LEGISLATURE CONSIDERS BAN
This is not the 55-year-old Keith Fitzgerald’s first foray into politics.
In 2005, he won the Florida House District 69 seat by beating Republican Laura Benson 51% to 49%. He won one re-election before losing to Ray Pilon in 2010.
That arrangement also required altered treatment by New College for Fitzgerald because the Legislature meets full-time for nine weeks in the spring each year.
Provost Miles said that Fitzgerald took a 25% reduction in duties and pay during the spring semesters while he was in the Legislature. Then in the summer, he was given a temporary administrative appointment assisting the provost (not Miles at the time) with curricular planning. In one year, the summer work allowed him to maintain his full-time salary, in another year it did not, Miles said.
This type of situation — and others that appeared to be quid pro quos — prompted the Legislature to look at banning university employees from being legislators.
A Senate ethics bill doing that recently passed the Senate Rules Subcommittee on Ethics and Elections on a 7-6 vote. The bill bars lawmakers from taking positions with universities within two years of leaving the Legislature.

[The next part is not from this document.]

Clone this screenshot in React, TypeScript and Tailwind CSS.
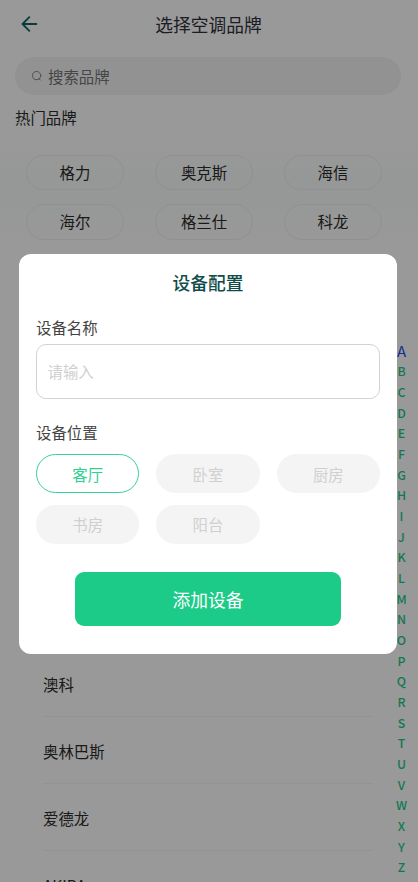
import clsx from "clsx";

const hotBrands = ["格力", "奥克斯", "海信", "海尔", "格兰仕", "科龙"];
const brands = ["澳科", "奥林巴斯", "爱德龙", "AKIRA"];
const rooms = ["客厅", "卧室", "厨房", "书房", "阳台"];
const letters = "ABCDEFGHIJKLMNOPQRSTUVWXYZ".split("");

function Header() {
  return (
    <header className="grid h-[48px] grid-cols-[1fr_auto_1fr] items-center pl-[21px] pr-[22px]">
      <svg width="17" height="16" viewBox="0 0 17 16" fill="none" stroke="#0f6460" strokeWidth="1.8" strokeLinecap="round" strokeLinejoin="round" className="mb-px">
        <path d="M8.3 1.2 1.5 8l6.8 6.8M1.8 8h13.6" />
      </svg>
      <h1 className="text-[17.75px] leading-6 text-[#30303c]">选择空调品牌</h1>
      <span />
    </header>
  );
}

function SearchBar() {
  return (
    <div className="ml-[15px] mr-[17px] mt-[9px] flex h-[38px] items-center rounded-full bg-[#f4f4f4] pl-[17px]">
      <svg width="11" height="12" viewBox="0 0 11 12" fill="none" stroke="#858585" strokeWidth="1" strokeLinecap="round">
        <circle cx="4.7" cy="5.6" r="4.1" />
        <path d="M6.9 8.4l1.3 1.6" />
      </svg>
      <span className="ml-[5px] text-[15.4px] leading-6 text-[#757575]">搜索品牌</span>
    </div>
  );
}

function BrandList() {
  return (
    <ul className="mt-[400px] pl-[43px] pr-[45px]">
      {brands.map((brand) => (
        <li key={brand} className="flex h-[67px] items-center border-b border-[#f5f5f5] pt-[2px] text-[15.4px] leading-6 text-[#2c2c2c]">
          {brand}
        </li>
      ))}
    </ul>
  );
}

function LetterIndex() {
  return (
    <nav className="absolute right-[6.5px] top-[340.5px] flex w-5 flex-col text-center font-medium text-[#1cca87]">
      {letters.map((letter) => (
        <span
          key={letter}
          className={clsx("h-[20.68px] leading-[20px]", letter === "A" ? "text-[15px] font-normal text-[#2f4deb]" : "text-[12.3px]")}
        >
          {letter}
        </span>
      ))}
    </nav>
  );
}

function DeviceDialog() {
  return (
    <div role="dialog" className="ml-[19px] mt-[254px] h-[400px] w-[378px] rounded-xl bg-white px-[17px] pt-4">
      <h2 className="text-center text-[17.75px] font-medium leading-6 text-[#0f4c4a]">设备配置</h2>

      <div className="mt-[21px] text-[15.4px] leading-6 text-[#444]">设备名称</div>
      <div className="mt-[5px] flex h-[55px] items-center rounded-[10px] border border-[#d2d2d2] pl-[10.5px] text-[15.4px] text-[#cfcfcf]">
        请输入
      </div>

      <div className="mt-[21px] text-[15.4px] leading-6 text-[#444]">设备位置</div>
      <div className="mt-[10px] grid grid-cols-3 gap-x-[17px] gap-y-[11.5px]">
        {rooms.map((room, i) => (
          <button
            key={room}
            className={clsx(
              "h-[39px] rounded-full text-[15.4px] leading-6",
              i === 0 ? "border-[1.5px] border-[#35d394] bg-white text-[#2fd090]" : "bg-[#f4f4f4] text-[#d0d0d0]"
            )}
          >
            {room}
          </button>
        ))}
      </div>

      <button className="mx-auto mt-7 block h-[54px] w-[266px] rounded-[9px] bg-[#1dcb88] pt-px text-[17.75px] leading-6 text-white">
        添加设备
      </button>
    </div>
  );
}

export default function App() {
  return (
    <div className="relative h-[882px] w-[418px] overflow-hidden bg-white font-['Noto_Sans_CJK_SC',sans-serif]" lang="zh-CN">
      <Header />
      <SearchBar />
      <div className="mt-[10px] pl-[15px] text-[15.4px] leading-6 text-[#2c2c2c]">热门品牌</div>
      <div className="bg-linear-to-b from-white via-[#fafdfc] to-white pb-[10px] pl-[26px] pr-9 pt-[25.5px]">
        <div className="grid grid-cols-[98px_98px_98px] justify-between gap-y-[14px]">
          {hotBrands.map((brand) => (
            <div
              key={brand}
              className="flex h-[35.5px] items-center justify-center rounded-full border border-[#f0f0f0] text-[15.4px] text-[#2c2c2c]"
            >
              {brand}
            </div>
          ))}
        </div>
      </div>
      <BrandList />
      <LetterIndex />

      <div className="absolute inset-0 bg-black/40">
        <DeviceDialog />
      </div>
    </div>
  );
}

The bill is in response to several years of news stories on legislators and their state college jobs. The most controversial stories were on Rep. Ray Sansom, a Destin Republican who helped funnel millions of dollars to Northwest Florida State College and then left the Legislature to work for the college.
The bill is sponsored by Sen. John Thrasher, R-St. Augustine, who thinks having lawmakers on the payroll of colleges creates the perception of a conflict of interest because the Legislature funds the colleges. “It’s been the subject of a lot of concern,” Thrasher said during the subcommittee meeting.
Members of the Legislature are already prohibited from lobbying lawmakers for two years after leaving the Legislature.
The bill does not affect Fitzgerald’s run for Congress.